A Nova Scotia waterman risks his life to salvage an abandoned vessel, then finds that no good deed goes unpunished.
Phillip Scarnum ekes out a marginal living delivering other people’s boats. In the middle of taking the schooner Cerberus to its owner, Halifax dentist Dr. Greely, he comes on the Kelly Lynn, a lobster boat stuck on a reef off Cape Sambro. Though it’s blowing a gale and he’s alone aboard the Cerberus, he succeeds in extricating the Kelly Lynn from the Sambro Ridge and tows her into the Chester boatyard his old friend Charlie Isenor owns, then buys and drinks a quart of Crown Royal in what turn out to be his last quiet hours. The lobster boat’s owner, it turns out, is Bobby Falkenham, the high-rolling businessman whose acquisitions include Scarnum’s ex-lover Karen.
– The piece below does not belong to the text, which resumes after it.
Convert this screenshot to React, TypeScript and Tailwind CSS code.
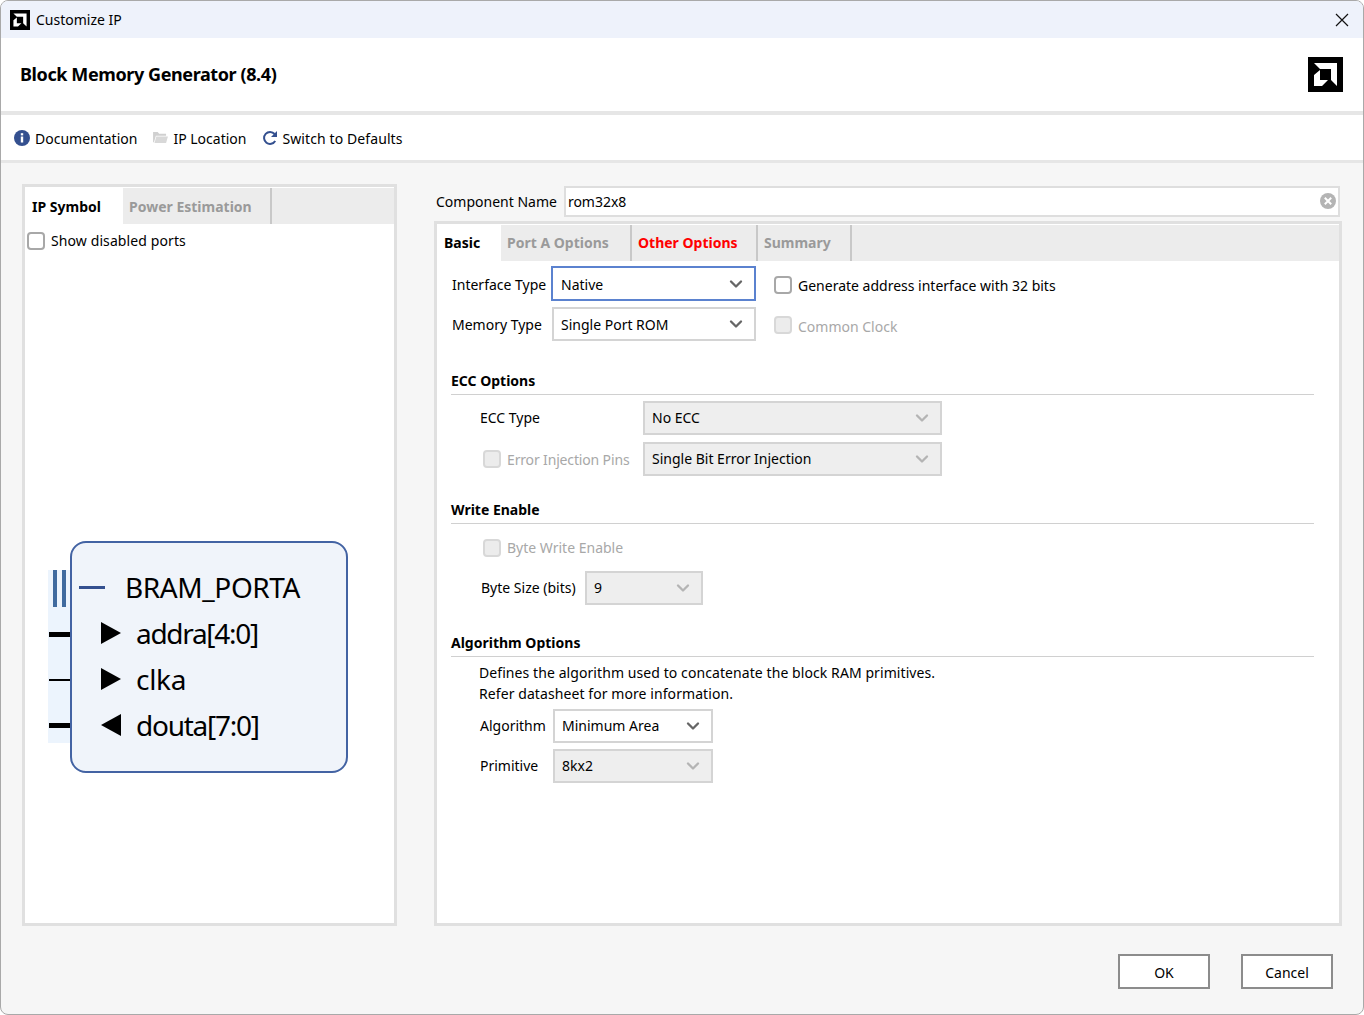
import { ChevronDown } from "lucide-react";

const font = { fontFamily: '"Noto Sans", sans-serif' };

function AmdLogo({ className }: { className: string }) {
  return (
    <svg viewBox="0 0 35 35" className={className}>
      <rect width="35" height="35" fill="#000" />
      <path d="M6 6H29V29L23 23V12H12Z" fill="#fff" />
      <path d="M6 18L12 13V23H20L14 29H6Z" fill="#fff" />
    </svg>
  );
}

function Select({
  value,
  className,
  disabled = false,
  focused = false,
  textClass = "",
}: {
  value: string;
  className: string;
  disabled?: boolean;
  focused?: boolean;
  textClass?: string;
}) {
  const tone = disabled ? "bg-[#eeeeee] border-[#d4d4d4]" : "bg-white border-[#d4d4d4]";
  return (
    <div
      className={`flex items-center justify-between pr-[8px] ${
        focused ? "pl-[8px] border-2 border-[#5b82cf] bg-white" : `pl-[7px] border-2 ${tone}`
      } ${className}`}
    >
      <span className={`text-black ${textClass}`}>{value}</span>
      <ChevronDown size={20} strokeWidth={2.8} className={disabled ? "text-[#b4b4b4]" : "text-[#666666]"} />
    </div>
  );
}

function Check({
  label,
  disabled = false,
  textClass = "",
}: {
  label: string;
  disabled?: boolean;
  textClass?: string;
}) {
  return (
    <div className="flex items-center gap-[6px]">
      <span
        className={`w-[18px] h-[18px] rounded-[4px] border-2 ${
          disabled ? "bg-[#ececec] border-[#d8d8d8]" : "bg-white border-[#a8a8a8]"
        }`}
      />
      <span className={`${disabled ? "text-[#a8a8a8]" : "text-black"} ${textClass}`}>{label}</span>
    </div>
  );
}

function Section({ title }: { title: string }) {
  return (
    <div className="h-[18px] border-b border-[#d0d0d0] box-content pb-[4px]">
      <h3 className="font-bold leading-[17px] text-black">{title}</h3>
    </div>
  );
}

function Port({ dir, name, track }: { dir: "in" | "out"; name: string; track: string }) {
  return (
    <div className="h-[46px] flex items-center">
      <svg viewBox="0 0 20 22" className="w-[20px] h-[22px] ml-[29px] mr-[15px]">
        <path d={dir === "in" ? "M0 0L20 11L0 22Z" : "M20 0L0 11L20 22Z"} fill="#000" />
      </svg>
      <span className={`text-[28px] leading-[46px] text-black ${track}`}>{name}</span>
    </div>
  );
}

export default function App() {
  return (
    <div
      style={font}
      className="w-[1364px] h-[1015px] flex flex-col bg-[#f6f6f6] border border-[#a9a9a9] rounded-t-[8px] rounded-b-[8px] overflow-hidden text-[14px] text-black"
    >
      {/* title bar */}
      <div className="h-[37px] shrink-0 bg-[#eef2fb] flex items-center justify-between pl-[9px] pr-[14px]">
        <div className="flex items-center gap-[6px]">
          <AmdLogo className="w-[20px] h-[20px]" />
          <span>Customize IP</span>
        </div>
        <svg viewBox="0 0 14 14" className="w-[14px] h-[14px]">
          <path d="M1 1L13 13M13 1L1 13" stroke="#111" strokeWidth="1.2" fill="none" />
        </svg>
      </div>

      {/* header */}
      <div className="h-[73px] shrink-0 bg-white flex items-center justify-between pl-[19px] pr-[20px]">
        <h1 className="text-[18px] font-bold tracking-[-0.4px]">Block Memory Generator (8.4)</h1>
        <AmdLogo className="w-[35px] h-[35px] mt-[-1px]" />
      </div>

      {/* toolbar */}
      <div className="h-[52px] shrink-0 bg-white border-t-[4px] border-b-[3px] border-[#e6e6e6] flex items-center pl-[13px] gap-[16px]">
        <div className="flex items-center gap-[5px]">
          <svg viewBox="0 0 16 16" className="w-[16px] h-[16px]">
            <circle cx="8" cy="8" r="8" fill="#34508f" />
            <rect x="6.8" y="6.5" width="2.4" height="6" fill="#fff" />
            <rect x="6.8" y="3.2" width="2.4" height="2.2" fill="#fff" />
          </svg>
          <span className="pt-[2px]">Documentation</span>
        </div>
        <div className="flex items-center gap-[5px]">
          <svg viewBox="0 0 16 14" className="w-[15px] h-[13px]">
            <path d="M0 1H5L6.5 3H14V5H3L1 12H0Z" fill="#d0d0d0" />
            <path d="M3.5 6H16L14 13H1.5Z" fill="#d8d8d8" />
          </svg>
          <span className="pt-[2px]">IP Location</span>
        </div>
        <div className="flex items-center gap-[4px]">
          <svg viewBox="0 0 16 16" className="w-[16px] h-[16px]" fill="none">
            <path d="M13.2 11A6 6 0 1 1 12.6 4" stroke="#34508f" strokeWidth="2" />
            <path d="M15 1V7H9Z" fill="#34508f" />
          </svg>
          <span className="pt-[2px] tracking-[0.1px]">Switch to Defaults</span>
        </div>
      </div>

      {/* body */}
      <div className="flex gap-[37px] pl-[21px] pt-[21px] h-[763px] shrink-0">
        {/* left panel */}
        <div className="w-[375px] h-[742px] border-[3px] border-[#e0e0e0] bg-white flex flex-col">
          <div className="h-[36px] mt-px shrink-0 bg-[#ececec] flex">
            <div className="w-[98px] bg-white pl-[7px] flex items-center font-bold">IP Symbol</div>
            <div className="w-[149px] pl-[6px] flex items-center font-bold text-[#9a9a9a] border-r-[2px] border-[#c8c8c8]">
              Power Estimation
            </div>
          </div>
          <div className="pl-[2px] pt-[6px]">
            <Check label="Show disabled ports" textClass="tracking-[0.1px]" />
          </div>

          {/* symbol */}
          <div className="relative ml-[23px] mt-[290px] h-[232px] w-[300px]">
            <div className="absolute left-0 top-[29px] w-[23px] h-[173px] bg-[#ecf4fd]" />
            <div className="absolute left-[5px] top-[29px] flex gap-[5px]">
              <span className="w-[4px] h-[37px] bg-[#3f6a9f]" />
              <span className="w-[4px] h-[37px] bg-[#3f6a9f]" />
            </div>
            <div className="absolute left-px top-[91px] w-[22px] h-[5px] bg-black" />
            <div className="absolute left-px top-[138px] w-[22px] h-[2px] bg-black" />
            <div className="absolute left-px top-[182px] w-[22px] h-[5px] bg-black" />
            <div className="absolute left-[22px] top-0 w-[278px] h-[232px] rounded-[16px] border-2 border-[#4363a3] bg-[#f0f4fa] pt-[21px]">
              <div className="h-[46px] flex items-center">
                <span className="w-[26px] h-[3px] ml-[7px] mr-[20px] bg-[#34508f]" />
                <span className="text-[28px] leading-[46px] tracking-[-0.4px]">BRAM_PORTA</span>
              </div>
              <Port dir="in" name="addra[4:0]" track="tracking-[-1.3px]" />
              <Port dir="in" name="clka" track="tracking-[-0.3px]" />
              <Port dir="out" name="douta[7:0]" track="tracking-[-1.25px]" />
            </div>
          </div>
        </div>

        {/* right panel */}
        <div className="w-[908px] flex flex-col">
          <div className="h-[32px] mt-px flex items-center gap-[7px] pl-[2px] pr-[2px]">
            <span>Component Name</span>
            <div className="flex-1 h-[31px] border-2 border-[#dedede] bg-white flex items-center justify-between pl-[2px] pr-[2px]">
              <span>rom32x8</span>
              <svg viewBox="0 0 16 16" className="w-[16px] h-[16px]">
                <circle cx="8" cy="8" r="8" fill="#b4b4b4" />
                <path d="M4.8 4.8L11.2 11.2M11.2 4.8L4.8 11.2" stroke="#fff" strokeWidth="2" />
              </svg>
            </div>
          </div>

          <div className="mt-[4px] h-[705px] border-[3px] border-[#e0e0e0] bg-white flex flex-col">
            <div className="h-[36px] mt-px shrink-0 bg-[#ececec] flex font-bold">
              <div className="w-[64px] bg-white pl-[7px] pb-[2px] flex items-center">Basic</div>
              <div className="w-[131px] pl-[6px] pb-[2px] flex items-center text-[#9a9a9a] border-r-[2px] border-[#c8c8c8]">Port A Options</div>
              <div className="w-[126px] pl-[6px] pb-[2px] flex items-center text-[#ff0000] border-r-[2px] border-[#c8c8c8]">Other Options</div>
              <div className="w-[94px] pl-[6px] pb-[2px] flex items-center text-[#9a9a9a] border-r-[2px] border-[#c8c8c8]">Summary</div>
            </div>

            <div className="flex flex-col pl-[14px] w-[877px]">
              {/* interface / memory */}
              <div className="flex items-center mt-[5px] pl-px">
                <span className="w-[99px] pt-[2px]">Interface Type</span>
                <Select value="Native" focused className="w-[205px] h-[35px]" textClass="pt-[2px]" />
                <div className="ml-[18px] mt-[2px]">
                  <Check label="Generate address interface with 32 bits" textClass="pt-[2px]" />
                </div>
              </div>
              <div className="flex items-center mt-[6px] pl-px">
                <span className="w-[100px]">Memory Type</span>
                <Select value="Single Port ROM" className="w-[204px] h-[34px]" />
                <div className="ml-[18px] mt-[2px]">
                  <Check label="Common Clock" disabled textClass="pt-[2px]" />
                </div>
              </div>

              <div className="mt-[31px]">
                <Section title="ECC Options" />
              </div>
              <div className="flex items-center mt-[6px] pl-[29px]">
                <span className="w-[163px] pb-[2px]">ECC Type</span>
                <Select value="No ECC" disabled className="w-[299px] h-[34px]" textClass="pb-[2px]" />
              </div>
              <div className="flex items-center mt-[7px] pl-[32px]">
                <div className="w-[160px]">
                  <Check label="Error Injection Pins" disabled textClass="tracking-[-0.15px]" />
                </div>
                <Select value="Single Bit Error Injection" disabled className="w-[299px] h-[34px]" textClass="pb-[2px]" />
              </div>

              <div className="mt-[25px]">
                <Section title="Write Enable" />
              </div>
              <div className="mt-[13px] pl-[32px]">
                <Check label="Byte Write Enable" disabled />
              </div>
              <div className="flex items-center mt-[13px] pl-[30px]">
                <span className="w-[104px] pb-[2px]">Byte Size (bits)</span>
                <Select value="9" disabled className="w-[118px] h-[34px]" textClass="pb-[2px]" />
              </div>

              <div className="mt-[29px]">
                <Section title="Algorithm Options" />
              </div>
              <div className="pl-[28px] pt-[5px] leading-[21px] tracking-[0.08px]">
                <p>Defines the algorithm used to concatenate the block RAM primitives.</p>
                <p>Refer datasheet for more information.</p>
              </div>
              <div className="flex items-center mt-[5px] pl-[29px]">
                <span className="w-[73px] pb-[2px]">Algorithm</span>
                <Select value="Minimum Area" className="w-[160px] h-[34px]" textClass="pb-[2px]" />
              </div>
              <div className="flex items-center mt-[6px] pl-[29px]">
                <span className="w-[73px] pb-[2px]">Primitive</span>
                <Select value="8kx2" disabled className="w-[160px] h-[34px]" textClass="pb-[2px]" />
              </div>
            </div>
          </div>
        </div>
      </div>

      {/* footer */}
      <div className="flex justify-end gap-[31px] pr-[30px] mt-[28px]">
        <button className="w-[92px] h-[35px] pt-[2px] border-2 border-[#8c8c8c] bg-white">OK</button>
        <button className="w-[92px] h-[35px] pt-[2px] border-2 border-[#8c8c8c] bg-white">Cancel</button>
      </div>
    </div>
  );
}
And although he’s willing to pay top dollar as a salvage fee, and pay it fast, the deal founders when the body of fisherman James Zinck washes ashore, shot in the back. Jimmy had taken the Kelly Lynn out on her last voyage; he’d specifically asked Doug Amos, his usual fishing partner, to stay behind; and there’s every indication that he’d been using the boat to run drugs. Although the local Mounties arrest Scarnum for cocaine possession and murder, he faces even bigger problems: the appearance of Jimmy’s wife, Angela Rodenhiser, who isn’t sure whether the baby she’s carrying is Jimmy’s, Falkenham’s, or Scarnum’s, and a pair of Mexican enforcers convinced that Scarnum’s salvage operation included the cocaine the Kelly Lynn was carrying and determined to get back it from him one way or another.
Maher (Deadline, 2013) keeps the pot boiling by forgoing character development, moral complexity, and plot twists in order to churn out one fast-paced action scene after another. It’s all one-dimensional but highly effective if you’re in the mood.